No satisfaction
Regarding your recent article about women solicitors' dissatisfaction and their decision to quit personal injury (PI) work (see [2002] Gazette, 28 February, 1) - why should they be alone? I would have thought that most PI solicitors are thinking twice about continuing that work.
I have been in practice since 1964 conducting PI work.
As soon as legal aid was abolished for PI claims I thought long and hard about the situation and could find no useful or satisfactory reason why on earth I should continue with that work because of the risks involved.
I am not prepared to go down the conditional fee road as I find it morally repugnant, legally dissatisfactory, practically impossible and derisory in return.
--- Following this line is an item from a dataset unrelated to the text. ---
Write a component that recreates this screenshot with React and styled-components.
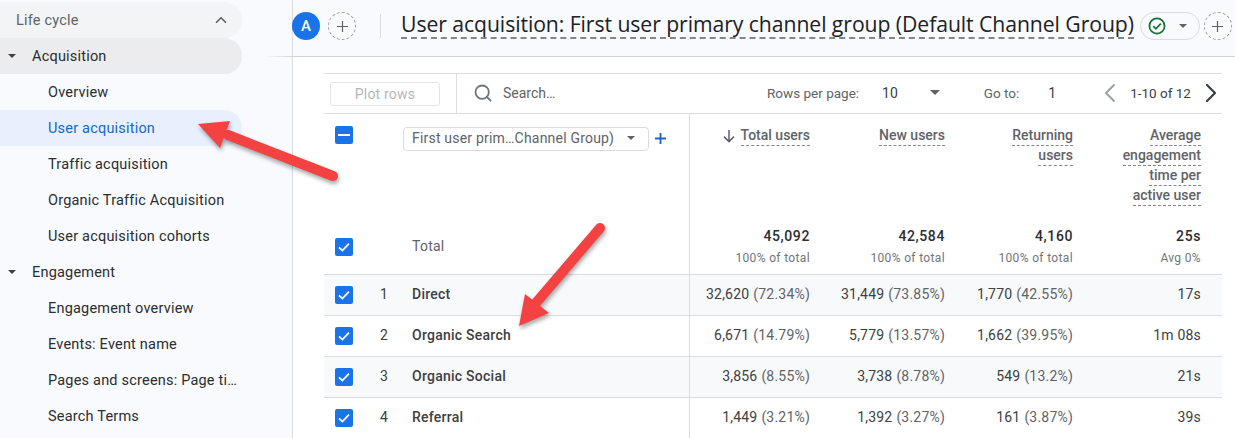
import React from "react";
import styled, { createGlobalStyle } from "styled-components";
import { ChevronLeft, ChevronRight, ChevronUp, Search } from "lucide-react";

const GlobalStyle = createGlobalStyle`
  html, body { margin: 0; padding: 0; background: #fff; }
  body { font-family: Roboto, "Liberation Sans", sans-serif; color: #202124; }
`;

const Page = styled.div`
  position: relative;
  display: flex;
  width: 1235px;
  height: 438px;
  overflow: hidden;
`;

const Sidebar = styled.nav`
  flex: 0 0 292px;
  padding-top: 2px;
  background: #f8fafd;
  box-sizing: border-box;
`;

const NavItem = styled.div`
  display: flex;
  align-items: center;
  width: 242px;
  height: 36px;
  box-sizing: border-box;
  padding-left: ${(p) => (p.$top ? "16px" : p.$group ? "8px" : "48px")};
  font-size: 14.5px;
  letter-spacing: 0.2px;
  white-space: nowrap;
  color: ${(p) => (p.$active ? "#1a66c9" : p.$top ? "#5f6368" : "#2b2d30")};
  background: ${(p) => (p.$active ? "#e8f0fe" : p.$open ? "#ececee" : p.$top ? "#f3f4f6" : "transparent")};
  border-radius: ${(p) => (p.$active || p.$open || p.$top ? "0 18px 18px 0" : "0")};
`;

const Caret = styled.span`
  width: 0;
  height: 0;
  flex: none;
  border-left: ${(p) => p.$size || 4}px solid transparent;
  border-right: ${(p) => p.$size || 4}px solid transparent;
  border-top: ${(p) => p.$size || 4}px solid ${(p) => p.$color || "#3c4043"};
`;

const GroupLabel = styled.span`
  margin-left: 16px;
`;

const CollapseIcon = styled.span`
  display: flex;
  margin-left: auto;
  margin-right: 12px;
  color: #5f6368;
`;

const Main = styled.main`
  flex: 1;
  min-width: 0;
  border-left: 1px solid #dadce0;
`;

const Header = styled.header`
  position: relative;
  display: flex;
  align-items: center;
  height: 57px;
  box-sizing: border-box;
  padding-bottom: 4px;
  background: #f8fafd;
  border-bottom: 1px solid #d0d3d7;

  /* line fades out under the sidebar */
  &::before {
    content: "";
    position: absolute;
    left: -28px;
    bottom: -1px;
    width: 28px;
    height: 1px;
    background: linear-gradient(to right, #f8fafd, #d0d3d7);
  }
`;

const Avatar = styled.div`
  display: flex;
  align-items: center;
  justify-content: center;
  flex: none;
  width: 28px;
  height: 28px;
  margin-left: -1px;
  border-radius: 50%;
  background: #1a73e8;
  color: #fff;
  font-size: 15px;
  font-weight: 500;
`;

const AddCircle = styled.div`
  display: flex;
  align-items: center;
  justify-content: center;
  flex: none;
  width: 26px;
  height: 26px;
  margin-left: ${(p) => p.$gap}px;
  border: 1px dashed #9aa0a6;
  border-radius: 50%;
  color: #5f6368;
`;

const HeaderDivider = styled.div`
  flex: none;
  width: 1px;
  height: 24px;
  margin: 0 20px 0 24px;
  background: #dadce0;
`;

const Title = styled.h1`
  margin: 0 0 2px;
  flex: none;
  font-family: "Open Sans", Roboto, sans-serif;
  font-size: 21.2px;
  line-height: 26px;
  font-weight: 400;
  letter-spacing: -0.07px;
  white-space: nowrap;
  color: #202124;
  border-bottom: 2px dashed #80868b;
`;

const StatusChip = styled.div`
  display: flex;
  align-items: center;
  gap: 13px;
  flex: none;
  width: 60px;
  height: 28px;
  margin-left: 6px;
  padding-left: 7px;
  box-sizing: border-box;
  border: 1px solid #dadce0;
  border-radius: 14px;
`;

const Content = styled.div`
  padding: 16px 13px 0 31px;
`;

const Toolbar = styled.div`
  display: flex;
  align-items: center;
  height: 41px;
  box-sizing: border-box;
  padding-bottom: 2px;
  border-top: 1px solid #dadce0;
  border-bottom: 1px solid #dadce0;
  font-size: 13.5px;
  color: #5f6368;
`;

const PlotCell = styled.div`
  display: flex;
  align-items: center;
  align-self: stretch;
  flex: none;
  width: 133px;
  margin-bottom: -2px;
  padding-left: 6px;
  box-sizing: border-box;
  border-right: 1px solid #dadce0;
`;

const PlotButton = styled.button`
  width: 110px;
  height: 24px;
  padding: 0;
  border: 1px solid #e3e5e8;
  border-radius: 3px;
  background: #fff;
  color: #b4b7bb;
  font: 400 14px Roboto, sans-serif;
  letter-spacing: 0.2px;
`;

const SearchBox = styled.div`
  display: flex;
  align-items: center;
  gap: 10px;
  flex: none;
  width: 310px;
  padding-left: 16px;
  box-sizing: border-box;
  font-size: 14px;
  color: #5f6368;
`;

const PagerText = styled.span`
  flex: none;
  margin-left: ${(p) => p.$left || 0}px;
  color: ${(p) => (p.$dark ? "#3c4043" : "#5f6368")};
  font-size: ${(p) => p.$size || 13.5}px;
`;

const PagerIcon = styled.span`
  display: flex;
  flex: none;
  margin-left: ${(p) => p.$left || 0}px;
  color: ${(p) => (p.$dim ? "#9aa0a6" : "#3c4043")};
`;

const TableHead = styled.div`
  display: grid;
  grid-template-columns: 366px 120px 135px 128px 128px 21px;
  height: 112px;
`;

const DimHead = styled.div`
  display: flex;
  align-items: flex-start;
  padding: 12px 0 0 11px;
  border-right: 1px solid #dadce0;
  box-sizing: border-box;
`;

const Check = styled.span`
  display: flex;
  align-items: center;
  justify-content: center;
  flex: none;
  width: 18px;
  height: 18px;
  border-radius: 2px;
  background: #1a73e8;
`;

const Dropdown = styled.div`
  display: flex;
  align-items: center;
  justify-content: space-between;
  width: 246px;
  height: 24px;
  margin: 1px 0 0 50px;
  padding: 0 13px 2px 8px;
  box-sizing: border-box;
  border: 1px solid #dadce0;
  border-radius: 4px;
  font-size: 14px;
  letter-spacing: 0.2px;
  color: #5f6368;
  white-space: nowrap;
`;

const DimAdd = styled.span`
  display: flex;
  margin: 6px 0 0 5px;
  color: #1a66c9;
`;

const MetricHead = styled.div`
  display: flex;
  flex-direction: column;
  align-items: flex-end;
  padding-top: 12px;
`;

const MetricLine = styled.div`
  display: flex;
  align-items: center;
  gap: 5px;
  height: 20px;
`;

const MetricLabel = styled.span`
  font-size: 14px;
  line-height: 19px;
  font-weight: 500;
  color: #5f6368;
  white-space: nowrap;
  border-bottom: 1px dashed #80868b;
`;

const Row = styled.div`
  display: grid;
  grid-template-columns: 366px 120px 135px 128px 128px 21px;
  height: ${(p) => (p.$total ? 49 : 41)}px;
  box-sizing: border-box;
  border-bottom: 1px solid #dadce0;
  background: ${(p) => (p.$shade ? "#f8f9fa" : "#fff")};
  font-size: 14px;
`;

const DimCell = styled.div`
  display: flex;
  align-items: center;
  padding-left: 11px;
  box-sizing: border-box;
  border-right: 1px solid #dadce0;
  padding-bottom: ${(p) => (p.$total ? "6px" : "0")};
`;

const RowIndex = styled.span`
  flex: none;
  width: 59px;
  padding: 0 0 2px 3px;
  box-sizing: border-box;
  text-align: center;
  color: #3c4043;
`;

const RowName = styled.span`
  padding-bottom: 2px;
  font-weight: ${(p) => (p.$muted ? 400 : 500)};
  color: ${(p) => (p.$muted ? "#5f6368" : "#3c4043")};
  letter-spacing: 0.25px;
`;

const ValueCell = styled.div`
  display: flex;
  align-items: center;
  justify-content: flex-end;
  padding-bottom: 2px;
  white-space: nowrap;
  letter-spacing: 0.2px;
  color: #3c4043;
`;

const Percent = styled.span`
  margin-left: 4px;
  color: #5f6368;
`;

const TotalCell = styled.div`
  display: flex;
  flex-direction: column;
  align-items: flex-end;
  padding-top: 2px;
`;

const TotalValue = styled.span`
  font-size: 14px;
  line-height: 16px;
  font-weight: 500;
  letter-spacing: 0.6px;
  color: #2b2d30;
`;

const TotalSub = styled.span`
  margin-top: 6px;
  font-size: 12px;
  line-height: 16px;
  letter-spacing: 0.35px;
  color: #70757a;
`;

const Arrows = styled.svg`
  position: absolute;
  inset: 0;
  width: 1235px;
  height: 438px;
  pointer-events: none;
  filter: drop-shadow(1px 3px 2px rgba(0, 0, 0, 0.35));
`;

const lifeCycle = [
  { label: "Acquisition", group: true, open: true },
  { label: "Overview" },
  { label: "User acquisition", active: true },
  { label: "Traffic acquisition" },
  { label: "Organic Traffic Acquisition" },
  { label: "User acquisition cohorts" },
  { label: "Engagement", group: true },
  { label: "Engagement overview" },
  { label: "Events: Event name" },
  { label: "Pages and screens: Page ti…" },
  { label: "Search Terms" },
];

const metrics = [
  { lines: ["Total users"], sorted: true },
  { lines: ["New users"] },
  { lines: ["Returning", "users"] },
  { lines: ["Average", "engagement", "time per", "active user"] },
];

const totals = [
  ["45,092", "100% of total"],
  ["42,584", "100% of total"],
  ["4,160", "100% of total"],
  ["25s", "Avg 0%"],
];

const rows = [
  { name: "Direct", values: [["32,620", "(72.34%)"], ["31,449", "(73.85%)"], ["1,770", "(42.55%)"]], time: "17s" },
  { name: "Organic Search", values: [["6,671", "(14.79%)"], ["5,779", "(13.57%)"], ["1,662", "(39.95%)"]], time: "1m 08s" },
  { name: "Organic Social", values: [["3,856", "(8.55%)"], ["3,738", "(8.78%)"], ["549", "(13.2%)"]], time: "21s" },
  { name: "Referral", values: [["1,449", "(3.21%)"], ["1,392", "(3.27%)"], ["161", "(3.87%)"]], time: "39s" },
];

const CheckMark = () => (
  <svg width="14" height="14" viewBox="0 0 14 14" fill="none">
    <path d="M2 7.4 5.4 10.6 12 3.6" stroke="#fff" strokeWidth="1.8" />
  </svg>
);

const Plus = ({ size = 14, width = 1.5 }) => (
  <svg width={size} height={size} viewBox="0 0 14 14" fill="none">
    <path d="M7 1v12M1 7h12" stroke="currentColor" strokeWidth={width} />
  </svg>
);

export default function App() {
  return (
    <Page>
      <GlobalStyle />
      <Sidebar>
        <NavItem $top>
          Life cycle
          <CollapseIcon>
            <ChevronUp size={18} strokeWidth={2.2} />
          </CollapseIcon>
        </NavItem>
        {lifeCycle.map((item) =>
          item.group ? (
            <NavItem key={item.label} $group $open={item.open}>
              <Caret />
              <GroupLabel>{item.label}</GroupLabel>
            </NavItem>
          ) : (
            <NavItem key={item.label} $active={item.active}>
              {item.label}
            </NavItem>
          )
        )}
      </Sidebar>

      <Main>
        <Header>
          <Avatar>A</Avatar>
          <AddCircle $gap={8}>
            <Plus size={13} width={1.3} />
          </AddCircle>
          <HeaderDivider />
          <Title>User acquisition: First user primary channel group (Default Channel Group)</Title>
          <StatusChip>
            <svg width="18" height="18" viewBox="0 0 18 18" fill="none">
              <circle cx="9" cy="9" r="7.6" stroke="#137333" strokeWidth="1.7" />
              <path d="M5.3 9.2 7.9 11.8 12.8 6.6" stroke="#137333" strokeWidth="1.7" />
            </svg>
            <Caret $size={4} $color="#5f6368" />
          </StatusChip>
          <AddCircle $gap={4}>
            <Plus size={13} width={1.3} />
          </AddCircle>
        </Header>

        <Content>
          <Toolbar>
            <PlotCell>
              <PlotButton>Plot rows</PlotButton>
            </PlotCell>
            <SearchBox>
              <Search size={20} color="#70757a" strokeWidth={2.2} />
              Search…
            </SearchBox>
            <PagerText>Rows per page:</PagerText>
            <PagerText $dark $size={14} $left={23}>10</PagerText>
            <PagerIcon $left={32}>
              <Caret $size={5} $color="#5f6368" />
            </PagerIcon>
            <PagerText $left={44}>Go to:</PagerText>
            <PagerText $dark $size={14} $left={29}>1</PagerText>
            <PagerIcon $dim $left={38}>
              <ChevronLeft size={32} strokeWidth={1.5} />
            </PagerIcon>
            <PagerText $dark $left={4}>1-10 of 12</PagerText>
            <PagerIcon $left={4}>
              <ChevronRight size={32} strokeWidth={1.7} />
            </PagerIcon>
          </Toolbar>

          <TableHead>
            <DimHead>
              <Check>
                <svg width="12" height="12" viewBox="0 0 12 12">
                  <path d="M0 6h12" stroke="#fff" strokeWidth="2" />
                </svg>
              </Check>
              <Dropdown>
                First user prim…Channel Group)
                <Caret $size={4} $color="#5f6368" />
              </Dropdown>
              <DimAdd>
                <Plus size={13} width={2} />
              </DimAdd>
            </DimHead>
            {metrics.map((m) => (
              <MetricHead key={m.lines[0]}>
                {m.lines.map((line) => (
                  <MetricLine key={line}>
                    {m.sorted && (
                      <svg width="14" height="14" viewBox="0 0 14 14" fill="none">
                        <path d="M7 1v11.5M2 7.6l5 5 5-5" stroke="#5f6368" strokeWidth="1.5" />
                      </svg>
                    )}
                    <MetricLabel>{line}</MetricLabel>
                  </MetricLine>
                ))}
              </MetricHead>
            ))}
          </TableHead>

          <Row $total>
            <DimCell $total>
              <Check>
                <CheckMark />
              </Check>
              <RowIndex />
              <RowName $muted>Total</RowName>
            </DimCell>
            {totals.map(([value, sub]) => (
              <TotalCell key={value}>
                <TotalValue>{value}</TotalValue>
                <TotalSub>{sub}</TotalSub>
              </TotalCell>
            ))}
          </Row>

          {rows.map((row, i) => (
            <Row key={row.name} $shade={i % 2 === 0}>
              <DimCell>
                <Check>
                  <CheckMark />
                </Check>
                <RowIndex>{i + 1}</RowIndex>
                <RowName>{row.name}</RowName>
              </DimCell>
              {row.values.map(([count, pct]) => (
                <ValueCell key={count}>
                  {count}
                  <Percent>{pct}</Percent>
                </ValueCell>
              ))}
              <ValueCell>{row.time}</ValueCell>
            </Row>
          ))}
        </Content>
      </Main>

      <Arrows viewBox="0 0 1235 438">
        <path d="M333 176 228 135" stroke="#f44242" strokeWidth="10" strokeLinecap="round" fill="none" />
        <path d="M198 124 230 121 220 148Z" fill="#f44242" />
        <path d="M600 228 535 304" stroke="#f44242" strokeWidth="10" strokeLinecap="round" fill="none" />
        <path d="M519 326 525 294 549 313Z" fill="#f44242" />
      </Arrows>
    </Page>
  );
}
I am afraid to say that the only cases I will take are the type where a passenger wearing a seat belt is claiming damages against the driver(s) in a head on collision or such other cases where liability cannot be in issue.
And even then I think twice about it.
The vulnerable public are being deprived of their rights because of the inequity of the system imposed on us by the Lord Chancellor.
This effectively means that at least one 'expert' (if I may disingenuously so describe myself) does not do the specialist work for which he has trained and turns away clients who most need that help and who are left with little alternative but the assistance of ambulance chasers.
There must be hundreds of equally or more qualified solicitors than I, in exactly the same situation, who have made the same decision.